Bloc D’écrivains

A topic for today’s blog currently evades me. This bloc d’écrivains not eased any by a panoramic scan of the living room’s contents, which aren’t providing much inspiration during this epiphany barren time.

Amongst those items catching my eye are a dozen photographs of family members, a crystal filled wall unit, a nest of tables, two table lamps, along with 40+ sympathy cards sending condolences for my mother’s recent passing.

The cards courtesy of family friends from up and down this sceptred isle so touched by mater’s acquaintance, even if they’d not seen her for decades, they’d felt moved to bestow our clan with kind regards at this emotionally challenging time.

Individuals can be so kind and supportive following a loved one’s bereavement. People like my elderly uncle George Hershal who, on the proviso we save him the seat nearest the bar, has offered the use of his lucky spoon at the wake.

George isn’t a real uncle, or coming to think it or particularly elderly, regardless though the cutlery loan offer was appreciated by the brood….. In fact, my siblings and me were so touched by his gesture that if he didn’t use the spoon for digging his garden borders we’d have possibly took him up on the offer.

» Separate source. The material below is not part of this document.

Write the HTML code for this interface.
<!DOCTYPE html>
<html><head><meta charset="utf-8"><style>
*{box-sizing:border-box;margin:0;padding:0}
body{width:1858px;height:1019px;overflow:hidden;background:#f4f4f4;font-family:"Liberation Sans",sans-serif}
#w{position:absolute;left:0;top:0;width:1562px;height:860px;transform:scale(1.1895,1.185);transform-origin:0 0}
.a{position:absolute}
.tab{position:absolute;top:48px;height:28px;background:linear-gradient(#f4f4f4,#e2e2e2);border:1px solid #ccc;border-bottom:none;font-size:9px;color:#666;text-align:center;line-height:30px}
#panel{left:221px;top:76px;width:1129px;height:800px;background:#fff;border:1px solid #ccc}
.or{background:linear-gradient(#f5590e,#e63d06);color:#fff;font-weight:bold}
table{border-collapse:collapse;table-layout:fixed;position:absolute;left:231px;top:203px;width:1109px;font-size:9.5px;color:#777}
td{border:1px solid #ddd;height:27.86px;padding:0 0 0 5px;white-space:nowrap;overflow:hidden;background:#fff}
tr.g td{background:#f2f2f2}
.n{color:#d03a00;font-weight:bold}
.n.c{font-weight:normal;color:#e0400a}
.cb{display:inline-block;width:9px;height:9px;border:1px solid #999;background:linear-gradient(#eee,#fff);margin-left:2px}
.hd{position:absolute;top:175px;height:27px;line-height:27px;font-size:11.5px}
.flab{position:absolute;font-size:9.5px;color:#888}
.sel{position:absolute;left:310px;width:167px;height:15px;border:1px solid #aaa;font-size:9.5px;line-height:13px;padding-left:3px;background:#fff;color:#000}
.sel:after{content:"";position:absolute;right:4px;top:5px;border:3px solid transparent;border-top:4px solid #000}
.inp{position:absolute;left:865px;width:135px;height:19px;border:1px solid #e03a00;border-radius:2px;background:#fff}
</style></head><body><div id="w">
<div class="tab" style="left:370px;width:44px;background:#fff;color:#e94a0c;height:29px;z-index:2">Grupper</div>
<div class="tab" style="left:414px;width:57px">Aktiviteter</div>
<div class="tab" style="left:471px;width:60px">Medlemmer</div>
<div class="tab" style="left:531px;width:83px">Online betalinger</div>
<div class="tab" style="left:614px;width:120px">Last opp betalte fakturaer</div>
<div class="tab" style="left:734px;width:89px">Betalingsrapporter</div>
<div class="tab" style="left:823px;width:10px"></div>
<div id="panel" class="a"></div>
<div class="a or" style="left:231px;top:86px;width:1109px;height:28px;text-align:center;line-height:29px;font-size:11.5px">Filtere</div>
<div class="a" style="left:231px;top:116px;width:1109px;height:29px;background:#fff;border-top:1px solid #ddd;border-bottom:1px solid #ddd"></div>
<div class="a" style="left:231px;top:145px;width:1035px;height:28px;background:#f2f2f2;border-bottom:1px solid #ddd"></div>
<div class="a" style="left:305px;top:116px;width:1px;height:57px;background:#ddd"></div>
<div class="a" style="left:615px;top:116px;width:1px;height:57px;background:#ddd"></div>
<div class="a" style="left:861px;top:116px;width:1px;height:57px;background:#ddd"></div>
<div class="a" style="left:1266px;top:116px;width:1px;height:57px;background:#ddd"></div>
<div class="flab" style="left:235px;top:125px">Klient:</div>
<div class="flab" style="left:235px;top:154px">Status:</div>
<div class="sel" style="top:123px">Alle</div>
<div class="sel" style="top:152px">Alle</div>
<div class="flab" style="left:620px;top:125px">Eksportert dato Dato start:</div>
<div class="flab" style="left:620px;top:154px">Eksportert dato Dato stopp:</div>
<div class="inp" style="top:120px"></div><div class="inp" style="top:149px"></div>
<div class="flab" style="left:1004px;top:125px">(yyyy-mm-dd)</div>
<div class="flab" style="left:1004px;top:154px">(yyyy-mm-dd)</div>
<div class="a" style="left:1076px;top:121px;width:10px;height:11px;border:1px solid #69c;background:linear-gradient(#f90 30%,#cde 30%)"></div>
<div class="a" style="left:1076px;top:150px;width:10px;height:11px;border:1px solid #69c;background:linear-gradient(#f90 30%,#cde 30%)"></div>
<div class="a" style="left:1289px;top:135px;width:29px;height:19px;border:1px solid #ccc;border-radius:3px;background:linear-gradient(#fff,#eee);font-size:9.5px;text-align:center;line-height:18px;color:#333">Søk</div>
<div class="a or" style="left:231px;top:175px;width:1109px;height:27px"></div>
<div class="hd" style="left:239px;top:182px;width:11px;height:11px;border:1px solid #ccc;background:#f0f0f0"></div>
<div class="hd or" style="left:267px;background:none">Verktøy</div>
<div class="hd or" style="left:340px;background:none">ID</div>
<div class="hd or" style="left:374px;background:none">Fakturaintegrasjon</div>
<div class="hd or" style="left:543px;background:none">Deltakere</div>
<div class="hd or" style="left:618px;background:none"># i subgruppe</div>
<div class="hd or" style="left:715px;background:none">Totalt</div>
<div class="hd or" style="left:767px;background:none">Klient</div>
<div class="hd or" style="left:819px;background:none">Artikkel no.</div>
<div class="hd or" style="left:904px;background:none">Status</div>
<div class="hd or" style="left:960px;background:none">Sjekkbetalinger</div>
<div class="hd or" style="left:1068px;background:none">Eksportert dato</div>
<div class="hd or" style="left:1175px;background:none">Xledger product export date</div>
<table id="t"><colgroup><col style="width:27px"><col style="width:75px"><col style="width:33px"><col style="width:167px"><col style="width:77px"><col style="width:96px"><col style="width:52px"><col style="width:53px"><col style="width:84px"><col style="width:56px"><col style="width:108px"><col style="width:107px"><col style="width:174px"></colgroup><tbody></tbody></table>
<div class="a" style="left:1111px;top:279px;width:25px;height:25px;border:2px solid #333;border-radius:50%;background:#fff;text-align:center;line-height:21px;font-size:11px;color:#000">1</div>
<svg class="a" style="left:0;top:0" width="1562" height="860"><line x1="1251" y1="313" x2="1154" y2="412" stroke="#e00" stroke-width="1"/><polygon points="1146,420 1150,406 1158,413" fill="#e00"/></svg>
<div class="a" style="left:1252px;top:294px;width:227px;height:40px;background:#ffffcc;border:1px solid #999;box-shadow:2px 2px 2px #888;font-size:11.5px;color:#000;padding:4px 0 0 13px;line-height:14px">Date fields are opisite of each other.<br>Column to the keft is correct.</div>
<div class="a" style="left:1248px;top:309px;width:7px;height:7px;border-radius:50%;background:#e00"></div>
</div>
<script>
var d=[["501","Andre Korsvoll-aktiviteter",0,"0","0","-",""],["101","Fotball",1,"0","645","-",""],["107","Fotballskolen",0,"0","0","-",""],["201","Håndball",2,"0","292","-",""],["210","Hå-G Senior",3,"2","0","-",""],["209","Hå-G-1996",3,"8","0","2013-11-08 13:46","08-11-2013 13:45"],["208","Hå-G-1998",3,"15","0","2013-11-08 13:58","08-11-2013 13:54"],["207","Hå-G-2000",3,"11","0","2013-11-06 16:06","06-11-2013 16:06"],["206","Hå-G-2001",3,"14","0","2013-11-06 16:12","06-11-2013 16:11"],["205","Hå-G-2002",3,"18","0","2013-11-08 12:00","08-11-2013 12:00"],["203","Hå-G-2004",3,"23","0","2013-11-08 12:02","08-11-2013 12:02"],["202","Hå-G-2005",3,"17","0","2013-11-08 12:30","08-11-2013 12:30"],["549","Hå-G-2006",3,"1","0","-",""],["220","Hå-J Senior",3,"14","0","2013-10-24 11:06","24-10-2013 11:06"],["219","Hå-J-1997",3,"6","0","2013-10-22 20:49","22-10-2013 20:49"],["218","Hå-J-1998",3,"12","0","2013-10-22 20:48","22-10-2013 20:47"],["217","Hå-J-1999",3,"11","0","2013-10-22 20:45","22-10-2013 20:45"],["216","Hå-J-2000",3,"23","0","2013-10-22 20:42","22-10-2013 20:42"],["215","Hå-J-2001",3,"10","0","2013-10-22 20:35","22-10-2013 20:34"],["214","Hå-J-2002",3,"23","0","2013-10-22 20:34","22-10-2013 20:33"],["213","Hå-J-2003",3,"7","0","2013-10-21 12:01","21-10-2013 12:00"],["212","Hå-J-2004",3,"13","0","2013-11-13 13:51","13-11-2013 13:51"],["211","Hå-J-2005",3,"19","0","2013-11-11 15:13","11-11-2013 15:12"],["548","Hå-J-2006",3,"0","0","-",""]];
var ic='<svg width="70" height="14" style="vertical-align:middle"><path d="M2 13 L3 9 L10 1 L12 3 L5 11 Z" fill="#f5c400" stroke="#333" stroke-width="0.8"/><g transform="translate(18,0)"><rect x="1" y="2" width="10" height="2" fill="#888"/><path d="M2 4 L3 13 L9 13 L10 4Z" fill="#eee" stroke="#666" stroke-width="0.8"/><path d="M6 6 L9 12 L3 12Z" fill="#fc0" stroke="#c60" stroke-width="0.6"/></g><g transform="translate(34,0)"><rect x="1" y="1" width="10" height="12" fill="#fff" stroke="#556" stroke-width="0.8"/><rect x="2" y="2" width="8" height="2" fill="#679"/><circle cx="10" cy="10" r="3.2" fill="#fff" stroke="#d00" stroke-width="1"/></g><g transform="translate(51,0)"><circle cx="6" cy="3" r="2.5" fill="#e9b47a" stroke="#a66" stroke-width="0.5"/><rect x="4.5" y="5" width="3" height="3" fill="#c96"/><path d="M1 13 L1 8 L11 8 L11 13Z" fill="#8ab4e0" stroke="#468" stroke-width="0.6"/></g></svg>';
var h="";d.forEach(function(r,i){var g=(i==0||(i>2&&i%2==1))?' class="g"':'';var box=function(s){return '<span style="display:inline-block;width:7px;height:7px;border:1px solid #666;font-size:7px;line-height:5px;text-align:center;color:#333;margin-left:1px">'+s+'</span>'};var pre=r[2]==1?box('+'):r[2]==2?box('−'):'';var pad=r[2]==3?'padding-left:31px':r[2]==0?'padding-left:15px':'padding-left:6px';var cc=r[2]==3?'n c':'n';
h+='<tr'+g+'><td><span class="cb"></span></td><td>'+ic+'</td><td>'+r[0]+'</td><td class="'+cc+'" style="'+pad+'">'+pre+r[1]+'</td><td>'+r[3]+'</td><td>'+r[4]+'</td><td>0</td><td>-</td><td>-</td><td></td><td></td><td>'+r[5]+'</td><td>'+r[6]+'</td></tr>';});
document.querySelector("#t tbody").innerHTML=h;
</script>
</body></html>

Despite his oft unpredictable nature, it’ll be good to see Uncle George again after not being in his company since my dad’s funeral four years ago. An occasion when a similar offer of utensil loan was also politely rejected…. It may sound ungrateful, but we honestly had no requirement for an anvil before, during or after pater’s wake.

In 2017, George’s wife of 15 years Myrtle became the first person in West Yorkshire to order and eat a Big Mac while undergoing an out of body experience. A bizarre case made even stranger by the fact she was standing in next doors KFC at the time.

Myrtle, who works at the local Co-op as a hat stand, is a kindly woman who when not covered in other people’s millinery likes nothing more than pursuing the hobbies of taking her pet tin of creosote for a walk and juggling kebabs….. The latter pastime ensuring the Yorkshire lass’s outfits are rarely free of kebab meat, chilli sauce and onions.

As alluded to above, it’ll be lovely to spend some time in George and Myrtle’s company again. Hopefully, though, as the church and crematorium have strict no anvil and tin of creosote policies, those items will remain at their Dewsbury home….. Hopefully, though, this time George’s missus will wash off the chilli sauce and onions from her funeral outfit before arrival.

The sun has just made its first appearance for a few days. Solar rays have been as rare as an unjuggled kebab in George and Myrtle’s residence. Driving the roads and byways of Leeds earlier was an unpleasant experience as a consequence of the low autumnal sunbeams…… Yes, the sun has got its hat on, unless it ventures into the Co-op when I guess it’ll be Myrtle donning the headgear.